Canaery uses AI software to recognize those patterns and associate them with odors. After implanting the array, scientists expose the animal to an odor to train the AI models. Lavella says the software can be trained in about three sessions. During those sessions, scientists present more than two dozen samples of the same odor to the animal. Later, the animal is exposed to the odor again to validate the AI models.
The current array that’s implanted in the demo rat has 128 electrodes that capture neural signals from the olfactory bulb. Researchers at the Lawrence Livermore National Laboratory are working on a new array with 767 electrodes to capture more information. “That next-generation device will allow us to have greater performance in the field against complex background odors and confounding vapors that are in the air,” Lavella says.

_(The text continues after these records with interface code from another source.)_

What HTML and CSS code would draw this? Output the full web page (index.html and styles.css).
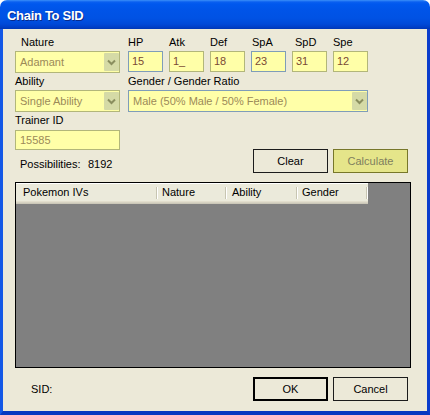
FILE: index.html
```html
<!DOCTYPE html>
<html>
<head>
<meta charset="utf-8">
<link rel="stylesheet" href="styles.css">
</head>
<body>
<div class="window">
  <div class="titlebar"><span class="title">Chain To SID</span></div>
  <div class="client">
    <div class="form-grid">
      <span class="lbl lbl-nature">Nature</span>
      <span class="lbl">HP</span>
      <span class="lbl">Atk</span>
      <span class="lbl">Def</span>
      <span class="lbl lbl-spa">SpA</span>
      <span class="lbl lbl-spd">SpD</span>
      <span class="lbl">Spe</span>

      <div class="combo olive"><span class="combo-text">Adamant</span><span class="combo-btn"><svg width="15" height="18" viewBox="0 0 15 18"><path d="M4 7.5 L7.5 11 L11 7.5" fill="none" stroke="#8a8e5e" stroke-width="2"/></svg></span></div>
      <div class="stat blue">15</div>
      <div class="stat olive">1_</div>
      <div class="stat olive">18</div>
      <div class="stat blue">23</div>
      <div class="stat olive">31</div>
      <div class="stat olive">12</div>

      <span class="lbl">Ability</span>
      <span class="lbl span">Gender / Gender Ratio</span>

      <div class="combo olive"><span class="combo-text">Single Ability</span><span class="combo-btn"><svg width="15" height="18" viewBox="0 0 15 18"><path d="M4 7.5 L7.5 11 L11 7.5" fill="none" stroke="#8a8e5e" stroke-width="2"/></svg></span></div>
      <div class="combo blue span wide"><span class="combo-text">Male (50% Male / 50% Female)</span><span class="combo-btn"><svg width="15" height="18" viewBox="0 0 15 18"><path d="M4 7.5 L7.5 11 L11 7.5" fill="none" stroke="#8a8e5e" stroke-width="2"/></svg></span></div>
    </div>

    <div class="mid">
      <div class="mid-left">
        <span class="lbl lbl-tid">Trainer ID</span>
        <div class="field olive">15585</div>
        <div class="poss"><span class="poss-lbl">Possibilities:</span><span>8192</span></div>
      </div>
      <div class="btn-row">
        <button class="btn">Clear</button>
        <button class="btn btn-calc">Calculate</button>
      </div>
    </div>

    <div class="listview">
      <div class="lv-header">
        <div class="col col-ivs">Pokemon IVs</div>
        <div class="col col-nature">Nature</div>
        <div class="col col-ability">Ability</div>
        <div class="col col-gender">Gender</div>
      </div>
    </div>

    <div class="footer">
      <span class="sid">SID:</span>
      <div class="btn-row">
        <button class="btn btn-default">OK</button>
        <button class="btn">Cancel</button>
      </div>
    </div>
  </div>
</div>
</body>
</html>
```
FILE: styles.css
```css
html, body {
  margin: 0;
  padding: 0;
  background: #ffffff;
}
body {
  font-family: "Liberation Sans", Arial, sans-serif;
  font-size: 11px;
  color: #000;
}
.window {
  width: 430px;
  height: 415px;
  display: flex;
  flex-direction: column;
}
.titlebar {
  height: 29px;
  box-sizing: border-box;
  border-radius: 7px 7px 0 0;
  background: linear-gradient(#3b8ff8 0, #0a5ff0 2px, #0058ee 4px, #0054e8 10px, #0052e4 18px, #0049d8 24px, #003fc8 27px, #0036b4 29px);
  padding: 8px 0 0 7px;
}
.title {
  display: block;
  font-weight: bold;
  font-size: 13px;
  line-height: 16px;
  letter-spacing: -0.3px;
  color: #fff;
  text-shadow: 1px 1px 0 #0a2a8a;
}
.client {
  flex: 1;
  background: #ece9d8;
  border-style: solid;
  border-width: 0 3px 4px 3px;
  border-color: #0a46d8 #0a3ccc #0638c0 #1458e6;
  padding: 7px 16px 0 12px;
  display: flex;
  flex-direction: column;
}
.form-grid {
  display: grid;
  grid-template-columns: 107px repeat(6, 35px);
  column-gap: 6px;
  row-gap: 2px;
  align-items: start;
}
.lbl {
  line-height: 13px;
  display: block;
}
.lbl-nature { padding-left: 6px; }
.lbl-spa { padding-left: 1px; }
.lbl-spd { padding-left: 3px; }
.span { grid-column: 2 / -1; }
.olive { border: 1px solid #b2b67a; }
.blue { border: 1px solid #7f9db9; }
.combo {
  width: 105px;
  height: 22px;
  box-sizing: border-box;
  background: #ffffa8;
  display: flex;
  align-items: center;
  justify-content: space-between;
  padding: 1px 0 1px 0;
}
.combo.wide { width: 240px; }
.combo-text {
  padding-left: 4px;
  color: #9c8a58;
  line-height: 18px;
}
.combo-btn {
  width: 15px;
  height: 18px;
  background: #d5daa6;
  display: block;
  border-radius: 1px;
}
.combo-btn svg { display: block; }
.stat {
  width: 35px;
  height: 21px;
  box-sizing: border-box;
  background: #ffffa8;
  color: #7a4a34;
  line-height: 19px;
  padding-left: 3px;
}
.mid {
  display: flex;
  justify-content: space-between;
  align-items: flex-end;
}
.mid-left {
  display: flex;
  flex-direction: column;
}
.lbl-tid { margin-top: 2px; }
.field {
  margin-top: 3px;
  width: 105px;
  height: 20px;
  box-sizing: border-box;
  background: #ffffa8;
  color: #9c8a58;
  line-height: 18px;
  padding-left: 4px;
}
.poss {
  margin-top: 8px;
  padding: 0 0 2px 5px;
  line-height: 13px;
  display: flex;
}
.poss-lbl { width: 68px; }
.btn-row {
  display: flex;
  gap: 5px;
  margin-right: 3px;
}
.btn {
  width: 75px;
  height: 24px;
  box-sizing: border-box;
  border: 1px solid #1c1c1c;
  background: #ece9d8;
  font-family: "Liberation Sans", Arial, sans-serif;
  font-size: 11px;
  color: #000;
  padding: 0;
  margin: 0;
}
.btn-calc {
  background: #e5e58a;
  border-color: #77772a;
  color: #7e7e5e;
}
.btn-default {
  border: 2px solid #000;
}
.listview {
  margin-top: 9px;
  width: 396px;
  height: 186px;
  box-sizing: border-box;
  border: 1px solid #000;
  background: #808080;
}
.lv-header {
  display: flex;
  width: 352px;
  height: 21px;
  background: linear-gradient(#ffffff 0, #ffffff 1px, #ebeadb 1px, #ebeadb 18px, #e2decd 18px, #e2decd 19px, #d6d2c2 19px, #d6d2c2 20px, #cbc7b8 20px, #cbc7b8 21px);
}
.col {
  box-sizing: border-box;
  line-height: 19px;
  padding-left: 4px;
  background:
    linear-gradient(#c7c5b2, #c7c5b2) no-repeat right 1px top 4px / 1px 12px,
    linear-gradient(#ffffff, #ffffff) no-repeat right 0 top 4px / 1px 12px;
}
.col-ivs { width: 142px; padding-left: 7px; }
.col-nature { width: 69px; }
.col-ability { width: 71px; padding-left: 5px; }
.col-gender { width: 70px; }
.footer {
  margin-top: 9px;
  display: flex;
  align-items: center;
}
.sid {
  flex: 1;
  padding-left: 16px;
  line-height: 13px;
}
```
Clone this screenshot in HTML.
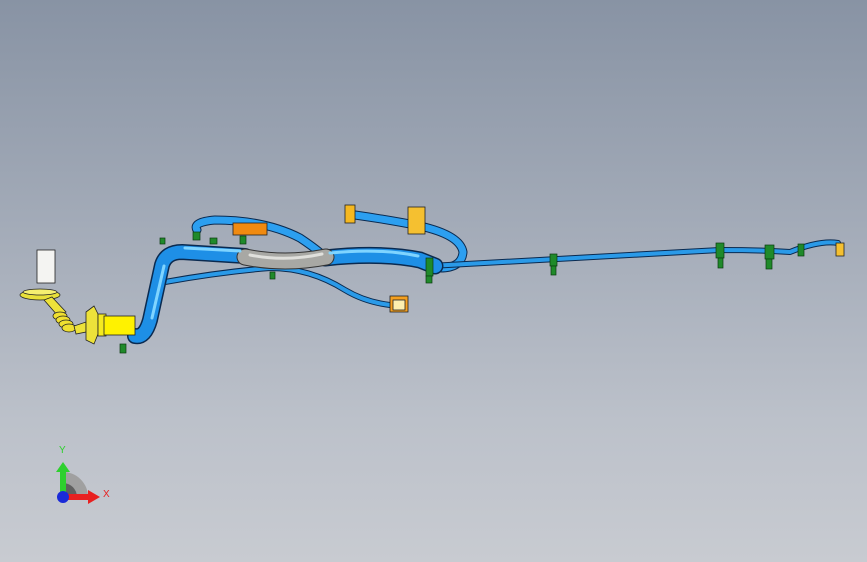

Decoding smell isn’t a new endeavor by any means. Researchers have been working on “e-nose” technology to detect odors for the past 40 years. These devices use chemical sensors to convert odor molecules into electric signals, which are then analyzed by a pattern-recognition system to identify the odor source. But these devices historically have been able to detect only a small range of odors.
“Animals can do things that we can’t get current sensors to do, so that’s a smart way to get around that problem,” says Joel Mainland, an olfaction researcher at the Monell Chemical Senses Center, a nonprofit research institute in Philadelphia.
Matt Angle, CEO of Austin-based Paradromics, which is developing a brain-computer interface for humans, says the technology is a pragmatic way to digitize smell because “it leverages the very hard-to-engineer physiology of olfaction while still getting the benefit of digitization and rapid analysis.”
Canaery and its collaborators imagine all kinds of uses for its odor-detection system. “Airports and other forms of checkpoints are probably the most obvious use case,” says Travis Massey, a neural interface researcher at Lawrence Livermore. The nose-computer interface could be used to sniff out people entering schools, stadiums, shopping malls, or amusement parks—anyplace where a large number of people are gathering.
Other applications could include detecting invasive species, identifying environmental hazards, or diagnosing diseases. During the Covid-19 pandemic, dogs were trained to successfully sniff out the coronavirus in patient samples of sweat, saliva, and urine. Other diseases, such as cancer and Parkinson’s disease, produce unique odor signatures that can be detected by sniffer dogs. Hotel chains even use dogs to find bed bug infestations.
But installing a nose-computer interface in dogs no doubt raises questions about safety and animal welfare. In rats, the array can be inserted into the nose via a minimally invasive procedure. The company is still working out how to implant the device in dogs. At least in rats, the array doesn’t damage tissue or elicit a strong immune response. “We don’t anticipate any longevity issues or chronic issues having an effect on the animal’s quality of life,” Lavella says.
Human brain-computer interfaces involve some amount of risk, but they’re also designed to restore functionality for people with paralysis and treat other medical conditions. Those risks may be acceptable to the people using them. Canaery’s nose-computer interface, however, would be implanted in an otherwise healthy animal. Ultimately, the benefits of the technology will have to be weighed against any potential risks to man’s best friend.